Dans le recoin de pause, des hommes de « la Spéciale », l’équipe de vigiles interne au magasin, discutent en sirotant leurs cafés. L’un d’eux raconte une altercation qu’il vient d’avoir avec une cliente : «  Ecoutez madame, je fais mon métier. C’est pas le métier le plus intéressant du monde mais c’est avec ça que je gagne ma vie ».

 

Dans l’allée, la nappe repliée dans son sac à dos, un trench beige sur sa djellaba, l’homme et les femmes aux couleurs vives s’éloignent vers les ascenseurs en discutant.

 

« Hé Emilie, salut... ». C’est Soizic, qui pendant deux ans tenait un stand voisin du mien quand je travaillais au Printemps. Je suis toute contente de la voir, et lui demande ce qu’elle fait là. Elle m’explique qu’Isaac, le responsable de la marque qui l’emploie, lui a annoncé trois jours plus tôt qu’à partir de maintenant, elle serait aux Galeries. Pourtant le stand faisait des chiffres d’affaires mirobolants, Soizic s’y sentait bien et était très amie avec sa coéquipière, Laura.
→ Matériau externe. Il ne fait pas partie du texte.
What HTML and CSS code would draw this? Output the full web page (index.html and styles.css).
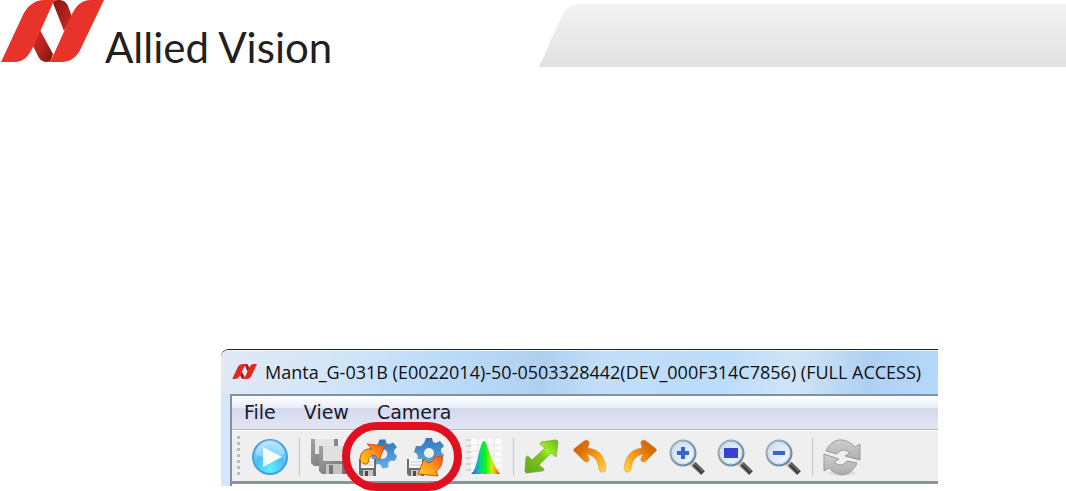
FILE: index.html
```html
<!DOCTYPE html>
<html lang="en">
<head>
  <meta charset="UTF-8" />
  <meta name="viewport" content="width=device-width, initial-scale=1.0"/>
  <title>Allied Vision</title>
  <link rel="stylesheet" href="styles.css">
</head>
<body>
  <!-- shared gradients and shapes for the toolbar icons -->
  <svg class="defs" width="0" height="0" aria-hidden="true">
    <defs>
      <radialGradient id="play" cx="50%" cy="85%" r="85%">
        <stop offset="0" stop-color="#5ff0ff"/><stop offset=".5" stop-color="#4cc0f6"/><stop offset="1" stop-color="#a5dcfa"/>
      </radialGradient>
      <linearGradient id="gear" x1="0" y1="0" x2="0" y2="1">
        <stop offset="0" stop-color="#2f77bd"/><stop offset="1" stop-color="#68aee8"/>
      </linearGradient>
      <linearGradient id="fire" x1="0" y1="1" x2="1" y2="0">
        <stop offset="0" stop-color="#ffd21c"/><stop offset=".5" stop-color="#ff9a1c"/><stop offset="1" stop-color="#f4511c"/>
      </linearGradient>
      <linearGradient id="rainbow">
        <stop offset="0" stop-color="#2a35c8"/><stop offset=".17" stop-color="#1a9ae0"/><stop offset=".35" stop-color="#00e070"/>
        <stop offset=".5" stop-color="#12f01c"/><stop offset=".72" stop-color="#d0ee10"/><stop offset=".85" stop-color="#ffa010"/><stop offset="1" stop-color="#b03020"/>
      </linearGradient>
      <linearGradient id="green" x1="0" y1="1" x2="1" y2="0">
        <stop offset="0" stop-color="#63a81c"/><stop offset=".5" stop-color="#82c41e"/><stop offset=".68" stop-color="#9cf01e"/><stop offset="1" stop-color="#68b020"/>
      </linearGradient>
      <linearGradient id="orange" x1="0" y1="0" x2="1" y2="1">
        <stop offset="0" stop-color="#c45a04"/><stop offset=".3" stop-color="#dc7208"/><stop offset=".6" stop-color="#fb9c12"/><stop offset="1" stop-color="#ffd750"/>
      </linearGradient>
      <linearGradient id="grey" x1="0" y1="0" x2="0" y2="1">
        <stop offset="0" stop-color="#cfcfcf"/><stop offset="1" stop-color="#adadad"/>
      </linearGradient>
      <linearGradient id="disk" x1="0" y1="0" x2="1" y2="1">
        <stop offset="0" stop-color="#a2a2a2"/><stop offset="1" stop-color="#707070"/>
      </linearGradient>
      <linearGradient id="lens" x1="0" y1="0" x2="1" y2="1">
        <stop offset="0" stop-color="#c5dafc"/><stop offset="1" stop-color="#f8fbff"/>
      </linearGradient>
      <linearGradient id="rim" x1="0" y1="0" x2="1" y2="1">
        <stop offset="0" stop-color="#a9b5c0"/><stop offset="1" stop-color="#64809c"/>
      </linearGradient>
      <linearGradient id="foldTop" x1="0" y1="0" x2="1" y2="1">
        <stop offset="0" stop-color="#851610"/><stop offset="1" stop-color="#d22c23"/>
      </linearGradient>
      <linearGradient id="foldBottom" x1="0" y1="0" x2="1" y2="1">
        <stop offset="0" stop-color="#d22c23"/><stop offset=".5" stop-color="#b7241c"/><stop offset="1" stop-color="#7c130e"/>
      </linearGradient>
      <symbol id="cog" viewBox="0 0 30 30">
        <g fill="url(#gear)">
          <path fill-rule="evenodd" d="M12 0h6l1 4 3 1 4-2 4 5-3 3 0 3 3 3-2 5-5 0-2 2 0 5-6 1-2-4-3-1-4 3-4-5 2-4-1-3-3-2 2-6 5 0 3-3zM15 10a5 5 0 1 0 0 10 5 5 0 0 0 0-10z"/>
        </g>
      </symbol>
      <symbol id="floppy" viewBox="0 0 17 17">
        <path d="M0 0h17v17H2l-2-2z" fill="#6c6c6c"/>
        <path d="M2 0h13v9H2z" fill="#f7f7f7"/>
        <path d="M3 3h11M3 6h11" stroke="#c8c8c8"/>
        <path d="M4 11h10v6H4z" fill="#c6c6c6"/>
        <path d="M6 12h3v5H6z" fill="#4c4c4c"/>
      </symbol>
      <symbol id="loupe" viewBox="0 0 36 36">
        <path d="M23 24l11 10" stroke="#bbb" stroke-width="6"/>
        <path d="M25 25l9 9" stroke="#444" stroke-width="5"/>
        <path d="M25 24l9 8" stroke="#8c8c8c" stroke-width="1"/>
        <circle cx="14" cy="14" r="12" fill="url(#lens)" stroke="url(#rim)" stroke-width="3"/>
        <circle cx="14" cy="14" r="11" fill="none" stroke="#dce8f4" stroke-width="1"/>
      </symbol>
      <symbol id="bend" viewBox="0 0 36 36">
        <path d="M11 2c3-2 6 0 5 3l-1 4c11 1 17 9 18 20 0 5-6 6-7 1-1-8-4-13-12-15l2 4c1 4-2 5-5 3L2 13c-2-1-2-3 0-4z" fill="url(#orange)" stroke="#b97a3a" stroke-opacity=".35"/>
      </symbol>
    </defs>
  </svg>

  <header class="header">
    <div class="brand">
      <svg class="brand-mark" width="104" height="62" viewBox="0 0 104 62" aria-hidden="true">
        <path d="M53 3c1-2 2-3 5-3 6 0 8 2 10 6l4 11-8 14z" fill="url(#foldTop)"/>
        <path d="M40 30l13 24c-1 5-3 8-6 8-5 0-8-3-10-8l-4-8z" fill="url(#foldBottom)"/>
        <path d="M1 62L22 17C27 6 34 0 45 0h13c-3 0-4 1-5 3L34 45c-5 11-10 17-20 17z" fill="#e8332a"/>
        <path d="M46 62c4 0 6-3 7-6l18-40C76 6 81 0 91 0h13L83 44c-5 12-11 18-22 18z" fill="#e8332a"/>
      </svg>
      <span class="brand-name">Allied Vision</span>
    </div>
    <div class="header-band"></div>
  </header>

  <main class="window">
    <div class="titlebar">
      <svg class="title-icon" width="25" height="15" viewBox="0 0 104 62" aria-hidden="true">
        <path d="M53 3c1-2 2-3 5-3 6 0 8 2 10 6l4 11-8 14z" fill="#a81d16"/>
        <path d="M40 30l13 24c-1 5-3 8-6 8-5 0-8-3-10-8l-4-8z" fill="#a81d16"/>
        <path d="M1 62L22 17C27 6 34 0 45 0h13L34 45c-5 11-10 17-20 17zM46 62c4 0 6-3 7-6l18-40C76 6 81 0 91 0h13L83 44c-5 12-11 18-22 18z" fill="#e02a20"/>
      </svg>
      <span class="title">Manta_G-031B (E0022014)-50-0503328442(DEV_000F314C7856) (FULL ACCESS)</span>
    </div>

    <div class="client">
      <nav class="menubar">
        <button type="button">File</button>
        <button type="button">View</button>
        <button type="button">Camera</button>
      </nav>

      <div class="toolbar">
        <span class="grip"></span>
        <button type="button" aria-label="Start acquisition">
          <svg viewBox="0 0 36 36">
            <circle cx="18" cy="18" r="17" fill="url(#play)" stroke="#499fdc" stroke-width="2"/>
            <path d="M4 15a14 14 0 0 1 28 0c-8 5-20 6-28 0z" fill="#fff" opacity=".3"/>
            <path d="M11 8l19 10-19 10z" fill="#f4fbf8"/>
          </svg>
        </button>
        <span class="separator"></span>
        <button type="button" aria-label="Save images" disabled>
          <svg viewBox="0 0 36 36">
            <path d="M0 0h27v27H3l-3-3z" fill="url(#disk)"/>
            <path d="M4 0h20v15H4z" fill="#e6e6e6"/>
            <path d="M23 0h3v7h-3z" fill="#888"/>
            <path d="M8 7h28v28H11l-3-3z" fill="url(#disk)"/>
            <path d="M12 7h20v15H12z" fill="#e0e0e0"/>
            <path d="M15 25h16v10H15z" fill="#c3c3c3"/>
            <path d="M18 26h4v9h-4z" fill="#777"/>
          </svg>
        </button>
        <button type="button" aria-label="Load camera settings">
          <svg viewBox="0 0 36 36">
            <use href="#cog" x="9" y="-1" width="29" height="32"/>
            <use href="#floppy" x="0" y="20" width="17" height="17"/>
            <path d="M1 21C1 13 6 9 13 10L8 5l18 2-6 14-4-5c-5 0-6 3-7 8-2 2-6 1-8-3z" fill="url(#fire)" stroke="#c65216"/>
          </svg>
        </button>
        <button type="button" aria-label="Save camera settings">
          <svg viewBox="0 0 36 36">
            <use href="#cog" x="7" y="-1" width="30" height="30"/>
            <use href="#floppy" x="0" y="20" width="17" height="17"/>
            <path d="M28 17c2 1 4 1 7 0 1 7-1 12-6 15l2 5-20-2 6-15 4 4c4-1 6-3 7-7z" fill="url(#fire)" stroke="#c65216"/>
          </svg>
        </button>
        <span class="separator"></span>
        <button type="button" aria-label="Histogram">
          <svg viewBox="0 0 36 36">
            <path d="M5 0h31v35H5z" fill="#fafafa"/>
            <path d="M5 6h31M5 12h31M5 18h31M5 24h31M5 30h31M12 0v35M20 0v35M28 0v35" stroke="#e6e6e6"/>
            <path d="M0 1h5M0 7h5M0 13h5M0 19h5M0 25h5M0 31h5" stroke="#bbb"/>
            <path d="M5 35c4-3 5-9 7-17 2-9 4-16 6-16s3 6 6 13c3 8 6 15 10 20z" fill="url(#rainbow)"/>
          </svg>
        </button>
        <span class="separator"></span>
        <button type="button" aria-label="Fit to window">
          <svg viewBox="0 0 36 36">
            <path d="M16 3l15-2c1 0 2 1 2 2l-2 15-5-4-12 12 5 4c0 1 0 2-2 2l-15 2c-1 0-2-1-2-2l1-14c1-1 2-1 3 0l3 3L20 9l-5-4z" fill="url(#green)" stroke="#649c22" stroke-opacity=".6"/>
          </svg>
        </button>
        <button type="button" aria-label="Rotate left">
          <svg viewBox="0 0 36 36"><use href="#bend"/></svg>
        </button>
        <button type="button" aria-label="Rotate right">
          <svg class="flip" viewBox="0 0 36 36"><use href="#bend"/></svg>
        </button>
        <button type="button" aria-label="Zoom in">
          <svg viewBox="0 0 36 36">
            <use href="#loupe"/>
            <path d="M14 8v12M8 14h12" stroke="#3864cc" stroke-width="4"/>
          </svg>
        </button>
        <button type="button" aria-label="Original size">
          <svg viewBox="0 0 36 36">
            <use href="#loupe"/>
            <path d="M7 9h14v10H7z" fill="#3a42d0"/>
          </svg>
        </button>
        <button type="button" aria-label="Zoom out">
          <svg viewBox="0 0 36 36">
            <use href="#loupe"/>
            <path d="M8 14h12" stroke="#3864cc" stroke-width="4"/>
          </svg>
        </button>
        <span class="separator"></span>
        <button type="button" aria-label="Refresh" disabled>
          <svg viewBox="0 0 36 36">
            <ellipse cx="18" cy="34" rx="14" ry="3" fill="#ddd"/>
            <g fill="url(#grey)" stroke="#999">
              <path d="M2 12C8-2 22-2 31 8l5-3v16l-15-4 5-3c-5-4-9-4-13 1z"/>
              <path d="M33 24C27 38 14 39 5 29l-5 3V15l15 5-5 3c5 4 9 4 13-1z"/>
            </g>
          </svg>
        </button>
        <!-- marks the load/save settings buttons -->
        <span class="highlight"></span>
      </div>
    </div>
  </main>
</body>
</html>
```
FILE: styles.css
```css
* {
  box-sizing: border-box;
}
body {
  margin: 0;
  min-height: 100vh;
  background: #fff;
  font-family: "Open Sans", "Noto Sans", sans-serif;
}
.defs {
  position: absolute;
}
button {
  padding: 0;
  border: none;
  background: none;
  font: inherit;
  color: inherit;
}

/* page header */
.header {
  display: flex;
  align-items: flex-start;
}
.brand {
  display: flex;
  align-items: flex-start;
  gap: 1px;
  flex: 0 0 539px;
}
.brand-mark {
  flex: none;
}
.brand-name {
  padding-top: 20px;
  font-family: Lato, sans-serif;
  font-size: 42px;
  line-height: 54px;
  color: #231f20;
  white-space: nowrap;
}
.header-band {
  flex: 1;
  height: 63px;
  margin-top: 4px;
  background: linear-gradient(#f2f2f2, #e2e2e2);
  clip-path: polygon(0 100%, 12px 36px, 25px 8px, 29px 4px, 34px 1px, 40px 0, 100% 0, 100% 100%);
}

/* application window */
.window {
  margin: 275px 128px 0 221px;
  border-top: 1px solid #1c2430;
  border-top-left-radius: 8px;
  background: #d5e8fb;
}
.titlebar {
  display: flex;
  align-items: center;
  gap: 8px;
  height: 44px;
  padding: 0 0 2px 11px;
  border-top: 1px solid #eef6ff;
  border-top-left-radius: 8px;
  background: linear-gradient(100deg, #e0eaf5 0%, #d5e6f8 14%, #bddcfa 30%, #b0d0f0 45%, #c2def8 53%, #bcdcfc 70%, #d0e4f6 80%, #aed0f3 90%, #b6d8fa 100%);
}
.title-icon {
  flex: none;
}
.title {
  font-size: 18px;
  line-height: 24px;
  color: #101010;
  white-space: nowrap;
}
.client {
  margin-left: 9px;
  border-top: 2px solid #7f91a6;
  border-left: 2px solid #7f91a6;
  background: #efefef;
}
.menubar {
  display: flex;
  align-items: center;
  gap: 28px;
  height: 34px;
  padding: 0 0 1px 12px;
  border-bottom: 1px solid #b3b7cb;
  background: linear-gradient(#fff, #e9ecf6 36%, #d4d9eb 37%, #e2e6f5);
  font-family: "DejaVu Sans", Verdana, sans-serif;
  font-size: 19px;
  line-height: 24px;
  color: #1a1a2a;
}
.toolbar {
  position: relative;
  display: flex;
  align-items: center;
  gap: 12px;
  height: 56px;
  padding: 0 0 1px 5px;
  border-top: 1px solid #fff;
  border-bottom: 2px solid #fff;
  box-shadow: inset 0 -3px #8c9299;
}
.toolbar button {
  flex: none;
  width: 36px;
  height: 36px;
}
.toolbar svg {
  display: block;
  width: 36px;
  height: 36px;
  overflow: visible;
}
.toolbar .flip {
  transform: scaleX(-1);
}
.grip {
  width: 3px;
  height: 42px;
  background: repeating-linear-gradient(#bcbcbc 0 3px, transparent 3px 6px);
}
.separator {
  width: 3px;
  height: 38px;
  margin: 0 -2px;
  border: solid #e9e9e9;
  border-width: 0 1px;
  background: #cdcdcd;
}
.highlight {
  position: absolute;
  top: -9px;
  left: 110px;
  width: 120px;
  height: 69px;
  border: 8px solid #e01020;
  border-radius: 35px;
}
```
Quand elle lui a demandé pourquoi il avait décidé de la muter, Isaac, avec son cheveu sur la langue, lui a seulement répondu : « Pour rafraîsssir  ». « Il a pris Nathalie qui bossait ici, moi là-bas et hop, il nous a échangées... Il veut juste me casser, que je reste toute la journée dans mon coin sans parler à personne. Mais qu’est-ce qu’il croit ? Je suis pas une sauvage ! ». Elle me dit qu’elle a pris rendez-vous avec les syndicats du Printemps - « Il veut la guerre, il l’aura  ».

 

D’en face, Nisrine me fait signe de la rejoindre. Je la trouve bouleversée. Elle me raconte qu’Alice, une jeune femme brune, souriante et discrète, vendeuse d’un stand voisin, vient de se faire licencier. Après un encaissement, elle a passé sa carte Monoprix pour récupérer les points de fidélité de la vente. Le vendeur d’à côté l’a vue et immédiatement dénoncée à la chef de rayon du secteur, Dominique Jacot, qui l’a renvoyée pour faute, sans indemnités de départ. Nisrine me dit que les vigiles l’ont cuisinée un moment dans leur bureau : « «On sait qu’y a un trafic de Smiles au deuxième étage. Si tu nous dit qui c’est, on sera plus gentils avec toi». Mais Alice, c’est pas une balance. Son mec la battait, elle s’est enfuie, maintenant elle élève seule sa fille. Elle le sait, tout ça, Dominique. Et elle la vire comme ça !  » J’apprends qu’aux Galeries, quand un chef de rayon dénonce un employé pour fraude, il a une prime de cinquante euros. « Dominique, qu’elle s’avise pas de rentrer sur mon stand. Je lui dirais : «Je suis obligée de te parler ? Non. Alors dégage»  ».